On 21 Mar 2007 09:56:27 -0700, "Two meter troll"
wrote:

Oh, there are a few true hermits who don't seem to need
money. Their boats look it. More power to them.

A boat is a LOT of WORK!...especially YOUR boat, the one with the clogged
injector, stopped up head, leaky (pick anything that can leak here),
broken (pick anything that can break here). I don't think it's a lot of
freedom, at all.

Doing it my way has a great advantage, the freedom to walk away without
worry. Some times I don't go to the docks for weeks, sometimes months.
I don't HAVE to check on boats I don't own. THAT's freedom!

Larry


I agree with that; however i would wonder how it is with sailboats as
compaired with power boats.
I have owned, leased, or been in charge of, a fishing boat,
exploration boat, research vessel, for a really big part of my adult
life. ya ive learned how to fix almost everything with duct tape and
wire. but then i have abused the boats ive been on to get the job at
hand done. are sail boats really that much more work than an old
30'-50' salmon troller or a 100' king crabber?

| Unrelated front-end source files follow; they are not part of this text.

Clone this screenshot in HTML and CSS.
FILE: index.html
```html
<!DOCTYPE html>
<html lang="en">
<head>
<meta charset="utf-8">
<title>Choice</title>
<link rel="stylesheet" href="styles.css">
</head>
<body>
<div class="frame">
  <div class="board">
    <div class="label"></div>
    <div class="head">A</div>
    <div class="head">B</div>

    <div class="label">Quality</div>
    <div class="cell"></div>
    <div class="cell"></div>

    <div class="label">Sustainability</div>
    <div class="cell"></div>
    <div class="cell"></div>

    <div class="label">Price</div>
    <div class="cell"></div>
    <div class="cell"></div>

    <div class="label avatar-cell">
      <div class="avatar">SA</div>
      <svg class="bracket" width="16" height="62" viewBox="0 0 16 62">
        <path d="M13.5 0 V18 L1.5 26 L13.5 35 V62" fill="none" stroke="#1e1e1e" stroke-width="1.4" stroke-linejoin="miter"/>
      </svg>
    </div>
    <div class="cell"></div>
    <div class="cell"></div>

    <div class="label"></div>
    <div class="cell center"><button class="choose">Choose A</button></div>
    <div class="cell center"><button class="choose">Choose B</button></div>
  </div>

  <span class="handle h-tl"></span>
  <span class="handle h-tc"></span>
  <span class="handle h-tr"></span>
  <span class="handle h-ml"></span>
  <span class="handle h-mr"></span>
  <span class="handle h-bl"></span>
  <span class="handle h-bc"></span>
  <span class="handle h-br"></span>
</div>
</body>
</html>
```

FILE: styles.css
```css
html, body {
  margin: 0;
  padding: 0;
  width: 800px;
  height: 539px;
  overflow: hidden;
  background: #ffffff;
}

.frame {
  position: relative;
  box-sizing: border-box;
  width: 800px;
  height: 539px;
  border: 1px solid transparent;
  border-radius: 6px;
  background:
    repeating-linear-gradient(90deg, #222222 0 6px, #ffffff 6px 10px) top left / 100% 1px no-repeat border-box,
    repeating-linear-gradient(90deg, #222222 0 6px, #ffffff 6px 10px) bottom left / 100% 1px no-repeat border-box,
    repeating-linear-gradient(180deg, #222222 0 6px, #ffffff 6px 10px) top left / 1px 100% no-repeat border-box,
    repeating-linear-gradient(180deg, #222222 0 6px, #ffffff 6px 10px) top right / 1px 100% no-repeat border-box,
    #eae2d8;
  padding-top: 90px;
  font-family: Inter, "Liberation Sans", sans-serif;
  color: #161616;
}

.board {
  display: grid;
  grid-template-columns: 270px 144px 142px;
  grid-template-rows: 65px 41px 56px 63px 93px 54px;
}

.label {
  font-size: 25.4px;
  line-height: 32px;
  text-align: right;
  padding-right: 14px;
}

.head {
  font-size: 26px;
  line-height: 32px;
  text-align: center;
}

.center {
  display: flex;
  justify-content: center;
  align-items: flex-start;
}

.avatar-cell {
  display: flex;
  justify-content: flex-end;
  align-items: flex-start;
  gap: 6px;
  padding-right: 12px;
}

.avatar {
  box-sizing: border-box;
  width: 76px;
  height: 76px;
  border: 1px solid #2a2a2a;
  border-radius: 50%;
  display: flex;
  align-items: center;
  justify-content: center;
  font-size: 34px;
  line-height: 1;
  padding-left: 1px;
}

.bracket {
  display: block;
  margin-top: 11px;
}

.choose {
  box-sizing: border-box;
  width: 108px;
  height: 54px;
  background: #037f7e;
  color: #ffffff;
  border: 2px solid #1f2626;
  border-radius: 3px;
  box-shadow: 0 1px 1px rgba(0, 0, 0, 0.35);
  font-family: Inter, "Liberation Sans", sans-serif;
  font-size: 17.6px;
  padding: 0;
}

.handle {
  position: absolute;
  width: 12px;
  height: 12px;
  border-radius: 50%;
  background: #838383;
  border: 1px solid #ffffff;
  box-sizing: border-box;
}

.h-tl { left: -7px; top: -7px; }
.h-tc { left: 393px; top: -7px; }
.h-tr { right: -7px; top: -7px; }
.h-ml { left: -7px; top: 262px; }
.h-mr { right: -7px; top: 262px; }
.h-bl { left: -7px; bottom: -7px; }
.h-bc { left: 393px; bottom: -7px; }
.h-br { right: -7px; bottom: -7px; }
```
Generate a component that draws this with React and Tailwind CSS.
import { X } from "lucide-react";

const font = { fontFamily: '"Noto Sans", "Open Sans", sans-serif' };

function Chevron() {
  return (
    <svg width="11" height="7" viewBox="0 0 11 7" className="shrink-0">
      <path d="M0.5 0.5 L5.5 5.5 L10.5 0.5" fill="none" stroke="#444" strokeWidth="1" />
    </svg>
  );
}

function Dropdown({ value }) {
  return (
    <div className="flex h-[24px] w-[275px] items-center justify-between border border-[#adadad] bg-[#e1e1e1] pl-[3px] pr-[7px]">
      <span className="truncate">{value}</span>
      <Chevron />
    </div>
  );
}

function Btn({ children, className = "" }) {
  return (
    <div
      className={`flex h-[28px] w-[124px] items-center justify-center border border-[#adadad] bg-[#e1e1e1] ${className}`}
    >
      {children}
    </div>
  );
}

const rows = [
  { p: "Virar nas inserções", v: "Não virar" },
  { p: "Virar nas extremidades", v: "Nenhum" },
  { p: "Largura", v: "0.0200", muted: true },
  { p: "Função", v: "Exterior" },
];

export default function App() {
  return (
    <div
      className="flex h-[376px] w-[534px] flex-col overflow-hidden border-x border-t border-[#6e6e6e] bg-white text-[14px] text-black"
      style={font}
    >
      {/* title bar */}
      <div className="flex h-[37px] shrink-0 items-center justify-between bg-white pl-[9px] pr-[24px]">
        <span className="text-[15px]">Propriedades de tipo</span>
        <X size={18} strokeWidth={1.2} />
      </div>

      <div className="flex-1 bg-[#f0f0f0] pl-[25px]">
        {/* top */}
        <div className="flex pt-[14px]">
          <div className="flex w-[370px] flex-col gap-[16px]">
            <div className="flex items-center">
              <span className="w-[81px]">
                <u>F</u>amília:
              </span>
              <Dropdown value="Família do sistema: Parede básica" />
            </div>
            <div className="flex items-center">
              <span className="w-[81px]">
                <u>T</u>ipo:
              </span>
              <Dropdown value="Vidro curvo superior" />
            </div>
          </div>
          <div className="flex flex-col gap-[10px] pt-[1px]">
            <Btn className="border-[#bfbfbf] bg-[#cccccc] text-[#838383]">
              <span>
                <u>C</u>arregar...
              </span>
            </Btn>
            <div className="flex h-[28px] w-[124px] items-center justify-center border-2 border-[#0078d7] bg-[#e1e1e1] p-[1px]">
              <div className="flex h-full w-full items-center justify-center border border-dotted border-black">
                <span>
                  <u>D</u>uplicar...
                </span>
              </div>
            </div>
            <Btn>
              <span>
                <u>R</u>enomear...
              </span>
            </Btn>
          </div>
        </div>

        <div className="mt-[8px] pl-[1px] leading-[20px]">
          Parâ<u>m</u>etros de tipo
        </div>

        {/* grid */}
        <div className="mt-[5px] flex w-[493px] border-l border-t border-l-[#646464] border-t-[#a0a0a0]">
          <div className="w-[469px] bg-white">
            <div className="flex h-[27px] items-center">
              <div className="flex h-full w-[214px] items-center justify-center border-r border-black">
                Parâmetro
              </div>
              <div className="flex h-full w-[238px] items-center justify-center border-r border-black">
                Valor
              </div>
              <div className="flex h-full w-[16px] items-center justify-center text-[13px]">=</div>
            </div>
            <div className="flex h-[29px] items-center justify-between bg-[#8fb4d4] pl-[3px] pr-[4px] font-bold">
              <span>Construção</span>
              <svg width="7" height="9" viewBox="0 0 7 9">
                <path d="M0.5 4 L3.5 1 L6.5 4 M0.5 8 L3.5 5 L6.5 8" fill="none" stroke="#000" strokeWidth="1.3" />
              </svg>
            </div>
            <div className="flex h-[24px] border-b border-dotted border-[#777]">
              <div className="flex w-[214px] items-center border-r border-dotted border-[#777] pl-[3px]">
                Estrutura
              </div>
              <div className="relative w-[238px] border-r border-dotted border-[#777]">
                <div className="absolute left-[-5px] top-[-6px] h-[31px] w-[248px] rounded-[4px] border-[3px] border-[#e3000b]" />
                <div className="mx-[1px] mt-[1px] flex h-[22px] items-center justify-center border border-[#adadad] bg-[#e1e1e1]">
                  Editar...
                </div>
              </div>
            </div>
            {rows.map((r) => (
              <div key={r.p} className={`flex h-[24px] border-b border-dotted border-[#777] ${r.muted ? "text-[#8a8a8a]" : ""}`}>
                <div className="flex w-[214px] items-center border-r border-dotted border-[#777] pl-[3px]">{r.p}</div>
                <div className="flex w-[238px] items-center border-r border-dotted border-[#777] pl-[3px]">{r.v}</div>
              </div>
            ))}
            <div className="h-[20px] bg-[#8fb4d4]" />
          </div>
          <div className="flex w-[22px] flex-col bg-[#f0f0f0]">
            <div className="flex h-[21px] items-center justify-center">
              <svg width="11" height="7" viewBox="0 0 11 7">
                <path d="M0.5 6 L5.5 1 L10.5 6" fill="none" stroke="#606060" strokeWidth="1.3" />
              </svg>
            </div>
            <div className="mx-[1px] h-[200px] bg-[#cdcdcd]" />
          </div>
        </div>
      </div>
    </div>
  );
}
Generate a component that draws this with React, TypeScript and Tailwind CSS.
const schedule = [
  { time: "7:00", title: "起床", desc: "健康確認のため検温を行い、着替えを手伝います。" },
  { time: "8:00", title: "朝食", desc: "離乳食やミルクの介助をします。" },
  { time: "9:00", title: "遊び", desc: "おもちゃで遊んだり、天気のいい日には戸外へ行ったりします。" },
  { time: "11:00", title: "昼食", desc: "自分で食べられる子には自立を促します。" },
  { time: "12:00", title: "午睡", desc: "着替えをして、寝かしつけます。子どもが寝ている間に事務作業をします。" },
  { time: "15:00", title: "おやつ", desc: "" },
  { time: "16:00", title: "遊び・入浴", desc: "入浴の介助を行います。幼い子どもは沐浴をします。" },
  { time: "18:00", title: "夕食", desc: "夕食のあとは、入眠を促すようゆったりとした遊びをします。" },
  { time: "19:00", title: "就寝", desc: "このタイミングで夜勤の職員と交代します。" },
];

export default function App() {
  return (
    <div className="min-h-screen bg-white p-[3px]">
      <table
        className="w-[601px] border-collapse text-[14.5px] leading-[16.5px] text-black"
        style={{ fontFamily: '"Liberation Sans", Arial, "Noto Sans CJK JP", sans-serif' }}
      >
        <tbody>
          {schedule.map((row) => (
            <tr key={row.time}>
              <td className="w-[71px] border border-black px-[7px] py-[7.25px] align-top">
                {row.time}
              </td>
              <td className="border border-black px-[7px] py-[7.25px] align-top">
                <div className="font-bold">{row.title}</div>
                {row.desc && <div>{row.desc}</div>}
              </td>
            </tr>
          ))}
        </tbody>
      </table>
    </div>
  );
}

Yes Larry, you are right. Boats always need money spending on them.
But then so do cars, houses and lawnmowers, wives, children and
girlfiends. Does anyone record in a profit and loss statement the cost
of a wife? ( Quite possibly they should); or of the money spent on
ones hobby or sport - golf clubs, computer gear, ham rigs and so on.

Though I built my own boat and where possible, repair it myself, when
I have to spend money on it or on things boating related, I don't
begrudge it - I am not a billionaire.


By the way "Two metre troll"
Please enlighten my confusion.
As I am not a native speaker of American English, are the fish your
boats have been used for really 30 to 50 foot long salmon and 100 foot
in span king crabs. Ours don't grow nearly that large.